Anybody soaped with this yet?


----------



## Sheryl (Oct 27, 2007)

Yes I have, and it behaved beautifully. I can't keep it in stock, I have one customer that buys every bar I have.!

Sheryl


----------



## buckrun (Mar 7, 2008)

Sounds like that will smell good.....let me guess rotten bananas!
Lee


----------



## NubianSoaps.com (Oct 26, 2007)

No it's the fruit monkeys eat...bannana's...be very careful some versions of this is soap in a bucket. This is my sons favorite scent, I don't even have it as part of my line yet, but do make it for him, I hate the name. Vicki


----------



## Sheryl (Oct 27, 2007)

okay, my Monkey Farts that behaved so well came from Lillian.

Blessed Be
Sheryl


----------



## mamatomany (Aug 7, 2008)

I saw it on Aroma Haven and got a free 1 oz. sample...how do you think it would be in lotion?

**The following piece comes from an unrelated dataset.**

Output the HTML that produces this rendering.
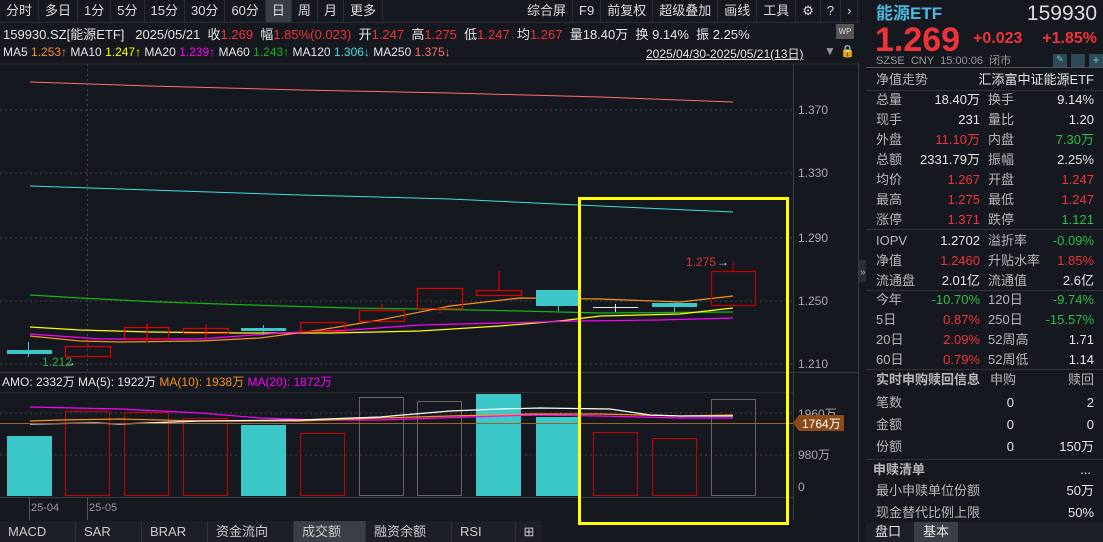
<!DOCTYPE html>
<html><head><meta charset="utf-8"><style>
*{margin:0;padding:0;box-sizing:border-box}
body{width:1103px;height:542px;background:#15181e;overflow:hidden;position:relative;font-family:"Liberation Sans","Noto Sans CJK SC",sans-serif;color:#c8c8c8;font-size:13px}
.a{position:absolute;white-space:nowrap}
.r{color:#f0333a}.g{color:#2fbf4a}.w{color:#e6e6e6}.gr{color:#9a9a9a}
.tb span{display:inline-block;height:22px;line-height:22px;padding:0 6px;border-right:1px solid #2a2d33}
.rp .row{position:absolute;left:876px;width:218px;height:20px;line-height:20px;font-size:13px}
.rp .l1{position:absolute;left:0;color:#b8b8b8}
.rp .v1{position:absolute;right:114px;text-align:right}
.rp .l2{position:absolute;left:112px;color:#b8b8b8}
.rp .v2{position:absolute;right:0;text-align:right}
.hl{position:absolute;left:866px;width:237px;height:1px;background:#30333a}
.bt div{line-height:21px}
</style></head><body>
<div class="a tb" style="left:0;top:0;height:22px;font-size:13px;color:#ddd">
<span>分时</span><span>多日</span><span>1分</span><span>5分</span><span>15分</span><span>30分</span><span>60分</span><span style="background:#3a3e46">日</span><span>周</span><span>月</span><span>更多</span></div>
<div class="a tb" style="left:521px;top:0;height:22px;color:#ddd"><span>综合屏</span><span>F9</span><span>前复权</span><span>超级叠加</span><span>画线</span><span>工具</span><span>⚙</span><span>?</span><span>›</span></div>
<div class="a" style="left:0;top:22px;width:860px;height:1px;background:#2a2d33"></div>
<div class="a w" style="left:3px;top:24px;font-size:13px">159930.SZ[能源ETF]&nbsp;&nbsp;&nbsp;2025/05/21&nbsp;&nbsp;收<span class="r">1.269</span>&nbsp;&nbsp;幅<span class="r">1.85%(0.023)</span>&nbsp;&nbsp;开<span class="r">1.247</span>&nbsp;&nbsp;高<span class="r">1.275</span>&nbsp;&nbsp;低<span class="r">1.247</span>&nbsp;&nbsp;均<span class="r">1.267</span>&nbsp;&nbsp;量18.40万&nbsp;&nbsp;换 9.14%&nbsp;&nbsp;振 2.25%</div>
<div class="a" style="left:836px;top:24px;width:18px;height:15px;background:#555;color:#ddd;font-size:8px;line-height:15px;text-align:center">WP</div>
<div class="a w" style="left:3px;top:45px;font-size:12px">MA5 <span style="color:#f7931e">1.253↑</span> MA10 <span style="color:#ffff00">1.247↑</span> MA20 <span style="color:#ff00ff">1.239↑</span> MA60 <span style="color:#19b319">1.243↑</span> MA120 <span style="color:#40e0e0">1.306↓</span> MA250 <span style="color:#ff7070">1.375↓</span></div>
<div class="a w" style="left:646px;top:45px;font-size:12px;text-decoration:underline">2025/04/30-2025/05/21(13日)</div>
<div class="a gr" style="left:824px;top:44px;font-size:12px">▼</div>
<div class="a" style="left:840px;top:44px;font-size:12px;color:#e0a020">🔒</div>

<svg class="a" style="left:0;top:62px" width="866" height="480" viewBox="0 62 866 480">
<line x1="0" y1="64" x2="858" y2="64" stroke="#2a2d33"/>
<line x1="793.5" y1="64" x2="793.5" y2="520" stroke="#3a3d44"/>
<line x1="858.5" y1="0" x2="858.5" y2="542" stroke="#3a3d44"/>
<g stroke="#444" stroke-dasharray="2,3">
<line x1="0" y1="110" x2="793" y2="110"/><line x1="0" y1="173" x2="793" y2="173"/><line x1="0" y1="238" x2="793" y2="238"/><line x1="0" y1="301" x2="793" y2="301"/><line x1="0" y1="364" x2="793" y2="364"/>
<line x1="0" y1="413" x2="793" y2="413"/><line x1="0" y1="455" x2="793" y2="455"/>
<line x1="87.5" y1="64" x2="87.5" y2="372"/>
</g>
<g fill="#aaa" font-size="12" font-family="Liberation Sans">
<text x="798" y="114">1.370</text><text x="798" y="177">1.330</text><text x="798" y="242">1.290</text><text x="798" y="305">1.250</text><text x="798" y="368">1.210</text>
<text x="798" y="418">1960万</text><text x="798" y="459">980万</text><text x="798" y="491">0</text>
</g>
<line x1="0" y1="372.5" x2="858" y2="372.5" stroke="#3a3d44"/>
<polyline fill="none" stroke="#ff7070" stroke-width="1" points="30,82 150,86 300,90 450,93 600,97 733,102"/>
<polyline fill="none" stroke="#40e0e0" stroke-width="1" points="30,186 150,190 300,195 450,199 600,206 733,212"/>
<polyline fill="none" stroke="#19b319" stroke-width="1.2" points="30,295 80,298 160,302 250,305 350,308 420,309 520,311 600,313 733,312"/>
<polyline fill="none" stroke="#ffff00" stroke-width="1.2" points="30,327 80,330 150,332 240,333 330,333 420,331 500,326 560,321 600,316 680,314 733,308"/>
<polyline fill="none" stroke="#f7931e" stroke-width="1.2" points="30,336 80,341 120,342 200,341 260,338 320,330 380,320 450,306 520,298 600,299 680,302 733,296"/>
<polyline fill="none" stroke="#ff00ff" stroke-width="1.2" points="30,334 100,339 200,339 280,333 350,330 420,325 500,323 580,321 660,320 733,318"/>
<g stroke="#e00000" fill="none" stroke-width="1.2">
<rect x="65.5" y="346.5" width="45" height="10"/><line x1="88" y1="343" x2="88" y2="346"/>
<rect x="124.5" y="327.5" width="44" height="11"/><line x1="147" y1="323" x2="147" y2="342"/>
<rect x="183.5" y="328.5" width="45" height="5"/><line x1="206" y1="324" x2="206" y2="339"/>
<rect x="300.5" y="322.5" width="45" height="9"/>
<rect x="359.5" y="310.5" width="45" height="11"/><line x1="382" y1="304" x2="382" y2="310"/>
<rect x="417.5" y="288.5" width="45" height="20"/><line x1="440" y1="309" x2="440" y2="313"/>
<rect x="476.5" y="290.5" width="45" height="5"/><line x1="499" y1="271" x2="499" y2="290"/>
<rect x="711.5" y="271.5" width="44" height="34" stroke="#c00000"/><line x1="733" y1="262" x2="733" y2="271" stroke="#c00000"/>
</g>
<g fill="#3cc8c8">
<rect x="7" y="350" width="45" height="4"/><rect x="28" y="342" width="1" height="15"/>
<rect x="241" y="328" width="45" height="3"/><rect x="263" y="325" width="1" height="10"/>
<rect x="536" y="290" width="43" height="16"/><rect x="558" y="306" width="1" height="5"/>
<rect x="652" y="303" width="45" height="4"/><rect x="674" y="307" width="1" height="5"/>
</g>
<line x1="593" y1="307.5" x2="638" y2="307.5" stroke="#eee"/><line x1="615.5" y1="304" x2="615.5" y2="312" stroke="#eee"/>
<text x="42" y="366" fill="#2fa84a" font-size="12">1.212</text><text x="64" y="366" fill="#ccc" font-size="12">  →</text>
<text x="686" y="266" fill="#e0303a" font-size="12">1.275</text><text x="717" y="266" fill="#ccc" font-size="12">→</text>
<text x="2" y="386" fill="#e6e6e6" font-size="12">AMO: 2332万 MA(5): 1922万 <tspan fill="#f7931e">MA(10): 1938万</tspan> <tspan fill="#ff00ff">MA(20): 1872万</tspan></text>
<line x1="0" y1="392.5" x2="793" y2="392.5" stroke="#2a2d33"/>
<g fill="#3cc8c8"><rect x="7" y="436" width="45" height="60"/><rect x="241" y="425" width="45" height="71"/><rect x="476" y="394" width="45" height="102"/><rect x="536" y="417" width="43" height="79"/></g>
<g fill="none" stroke="#cc0000" stroke-width="1"><rect x="65.5" y="411.5" width="44" height="84"/><rect x="124.5" y="412.5" width="44" height="83"/><rect x="183.5" y="418.5" width="44" height="77"/><rect x="300.5" y="433.5" width="44" height="62"/><rect x="593.5" y="432.5" width="44" height="63"/><rect x="652.5" y="438.5" width="44" height="57"/></g>
<g fill="none" stroke="#666" stroke-width="1"><rect x="359.5" y="397.5" width="44" height="98"/><rect x="417.5" y="401.5" width="44" height="94"/><rect x="711.5" y="399.5" width="44" height="96"/></g>
<polyline fill="none" stroke="#ff00ff" stroke-width="1.2" points="30,407 120,409 200,413 260,418 320,420 380,420 440,418 500,416 540,415 600,416 680,418 733,418"/>
<polyline fill="none" stroke="#f7931e" stroke-width="1.2" points="30,421 60,420 120,419 200,421 300,421 380,418 450,416 530,414 600,414 680,416 733,415"/>
<polyline fill="none" stroke="#fff" stroke-width="1.2" points="30,424 95,423 120,424 200,421 300,420 380,417 450,411 500,409 540,408 610,409 650,415 680,416 733,416"/>
<line x1="0" y1="423.5" x2="793" y2="423.5" stroke="#a0602a"/>
<path d="M793,423 l6,-8 h45 v16 h-45z" fill="#8b4a18"/>
<text x="802" y="428" fill="#fff" font-size="12">1764万</text>
<line x1="0" y1="497.5" x2="793" y2="497.5" stroke="#3a3d44"/>
<line x1="29.5" y1="497" x2="29.5" y2="520" stroke="#555"/><line x1="87.5" y1="497" x2="87.5" y2="520" stroke="#555"/>
<text x="31" y="511" fill="#999" font-size="11">25-04</text><text x="89" y="511" fill="#999" font-size="11">25-05</text>
<rect x="579.5" y="198.5" width="208" height="325" fill="none" stroke="#ffff00" stroke-width="3"/>
<rect x="859" y="260" width="7" height="22" fill="#2a2d33"/><text x="860" y="275" fill="#aaa" font-size="10">»</text>
</svg>
<div class="a bt" style="left:0;top:521px;height:21px;font-size:13px;color:#ccc;display:flex">
<div style="width:76px;padding-left:8px;border-right:1px solid #333;background:#1c1f25">MACD</div>
<div style="width:66px;padding-left:8px;border-right:1px solid #333;background:#1c1f25">SAR</div>
<div style="width:66px;padding-left:8px;border-right:1px solid #333;background:#1c1f25">BRAR</div>
<div style="width:86px;padding-left:8px;border-right:1px solid #333;background:#1c1f25">资金流向</div>
<div style="width:72px;padding-left:8px;border-right:1px solid #333;background:#3a3e46">成交额</div>
<div style="width:86px;padding-left:8px;border-right:1px solid #333;background:#1c1f25">融资余额</div>
<div style="width:64px;padding-left:8px;border-right:1px solid #333;background:#1c1f25">RSI</div>
<div style="width:26px;text-align:center;background:#1c1f25">⊞</div></div>

<div class="rp">
<div class="a" style="left:876px;top:4px;font-size:17px;font-weight:bold;color:#4db8e0;line-height:20px">能源ETF</div>
<div class="a" style="right:6px;top:2px;font-size:21px;color:#ddd;line-height:24px">159930</div>
<div class="a r" style="left:875px;top:23px;font-size:34px;font-weight:bold;line-height:34px">1.269</div>
<div class="a r" style="left:973px;top:30px;font-size:16px;font-weight:bold;line-height:18px">+0.023</div>
<div class="a r" style="right:6px;top:30px;font-size:16px;font-weight:bold;line-height:18px">+1.85%</div>
<div class="a gr" style="left:876px;top:55px;font-size:11px;line-height:12px">SZSE&nbsp;&nbsp;CNY&nbsp;&nbsp;15:00:06&nbsp;&nbsp;闭市</div>
<div class="a" style="left:1053px;top:54px;width:14px;height:13px;background:#2e4a58;color:#6cc;font-size:9px;text-align:center">✎</div>
<div class="a" style="left:1071px;top:54px;width:14px;height:13px;background:#2e4a58"></div>
<div class="a" style="left:1089px;top:54px;width:14px;height:13px;background:#2e4a58;color:#6cc;font-size:12px;text-align:center;line-height:13px">+</div>
<div class="hl" style="top:67px;background:#555"></div>
<div class="row" style="top:70px"><span class="l1">净值走势</span><span class="v2 w">汇添富中证能源ETF</span></div>
<div class="hl" style="top:90px"></div>
<div class="row" style="top:90px"><span class="l1">总量</span><span class="v1 w">18.40万</span><span class="l2">换手</span><span class="v2 w">9.14%</span></div>
<div class="row" style="top:110px"><span class="l1">现手</span><span class="v1 w">231</span><span class="l2">量比</span><span class="v2 w">1.20</span></div>
<div class="row" style="top:130px"><span class="l1">外盘</span><span class="v1 r">11.10万</span><span class="l2">内盘</span><span class="v2 g">7.30万</span></div>
<div class="row" style="top:150px"><span class="l1">总额</span><span class="v1 w">2331.79万</span><span class="l2">振幅</span><span class="v2 w">2.25%</span></div>
<div class="row" style="top:170px"><span class="l1">均价</span><span class="v1 r">1.267</span><span class="l2">开盘</span><span class="v2 r">1.247</span></div>
<div class="row" style="top:190px"><span class="l1">最高</span><span class="v1 r">1.275</span><span class="l2">最低</span><span class="v2 r">1.247</span></div>
<div class="row" style="top:210px"><span class="l1">涨停</span><span class="v1 r">1.371</span><span class="l2">跌停</span><span class="v2 g">1.121</span></div>
<div class="hl" style="top:229px"></div>
<div class="row" style="top:231px"><span class="l1">IOPV</span><span class="v1 w">1.2702</span><span class="l2">溢折率</span><span class="v2 g">-0.09%</span></div>
<div class="row" style="top:251px"><span class="l1">净值</span><span class="v1 r">1.2460</span><span class="l2">升贴水率</span><span class="v2 r">1.85%</span></div>
<div class="row" style="top:271px"><span class="l1">流通盘</span><span class="v1 w">2.01亿</span><span class="l2">流通值</span><span class="v2 w">2.6亿</span></div>
<div class="hl" style="top:290px"></div>
<div class="row" style="top:290px"><span class="l1">今年</span><span class="v1 g">-10.70%</span><span class="l2">120日</span><span class="v2 g">-9.74%</span></div>
<div class="row" style="top:310px"><span class="l1">5日</span><span class="v1 r">0.87%</span><span class="l2">250日</span><span class="v2 g">-15.57%</span></div>
<div class="row" style="top:330px"><span class="l1">20日</span><span class="v1 r">2.09%</span><span class="l2">52周高</span><span class="v2 w">1.71</span></div>
<div class="row" style="top:350px"><span class="l1">60日</span><span class="v1 r">0.79%</span><span class="l2">52周低</span><span class="v2 w">1.14</span></div>
<div class="hl" style="top:369px"></div>
<div class="row" style="top:370px"><span class="l1" style="font-weight:bold">实时申购赎回信息</span><span class="l2" style="left:114px">申购</span><span class="v2" style="color:#b8b8b8">赎回</span></div>
<div class="row" style="top:393px"><span class="l1">笔数</span><span class="v1 w" style="right:80px">0</span><span class="v2 w">2</span></div>
<div class="row" style="top:415px"><span class="l1">金额</span><span class="v1 w" style="right:80px">0</span><span class="v2 w">0</span></div>
<div class="row" style="top:437px"><span class="l1">份额</span><span class="v1 w" style="right:80px">0</span><span class="v2 w">150万</span></div>
<div class="hl" style="top:459px"></div>
<div class="row" style="top:460px;left:873px"><span class="l1 w" style="font-weight:bold">申赎清单</span><span class="v2 w">...</span></div>
<div class="row" style="top:481px"><span class="l1">最小申赎单位份额</span><span class="v2 w">50万</span></div>
<div class="row" style="top:503px"><span class="l1">现金替代比例上限</span><span class="v2 w">50%</span></div>
<div class="a" style="left:866px;top:522px;width:237px;height:20px;background:#1c1f25"></div>
<div class="a w" style="left:866px;top:522px;width:44px;height:20px;line-height:20px;text-align:center;font-size:13px">盘口</div>
<div class="a w" style="left:914px;top:522px;width:44px;height:20px;line-height:20px;text-align:center;font-size:13px;background:#3a3e46">基本</div>
</div>
</body></html>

What is Lillian's online address or company name? I know on Aroma Haven it said that it turns the soap brown...I don't want that


----------



## Sondra (Oct 25, 2007)

there is another thread here for Lillian her sales are all coop usually


----------



## Kalne (Oct 25, 2007)

That's the reason I haven't tried it.....I don't need another brown soap! LOL


----------



## Sheryl (Oct 27, 2007)

Well, when I made my soap, I took a small amount out before I added the fo, and the milk, so it was white. I colored it a pretty yellow, then the rest of the soap had the fo and gm in it. I did a swirl thing with the scented gm soap, and the yellow portion. The soap turned a golden brown/yellow, and had this bright yellow swirl in it. It looked really cool. Made me think of banannas!

Sheryl


----------



## Sondra (Oct 25, 2007)

Vicki figure out another name for the soap "************ or something"


----------



## Sheryl (Oct 27, 2007)

Oh heck Sondra, the name usually sells it for me.... :rofl :rofl :rofl

People say "it's called what........" then they smell it and go "OHHHHHH....."

:rofl :rofl


----------



## DostThouHaveMilk (Oct 25, 2007)

I have it labeled as "Monkey Farts" or "Monkey Mayhem" for those who just can't stand the name. 
I've soaped two different Monkey Farts. The one from...uh...shoot, I'm assuming Nature's Garden or Bittercreek as it was a candle scent my sister carries, did not work well, though I prefer the smell to that one. I added the FO and where the FO was it was soap already. Not sure what that is refered to as. I beat the tar out of it and poured it but it still have clumps of FO in it so I don't sell it.
I use AromaHaven's now and it behaves just fine, but does discolor to a dark brown.
Some people really like it but it is one I only soap once...maybe twice a year.


----------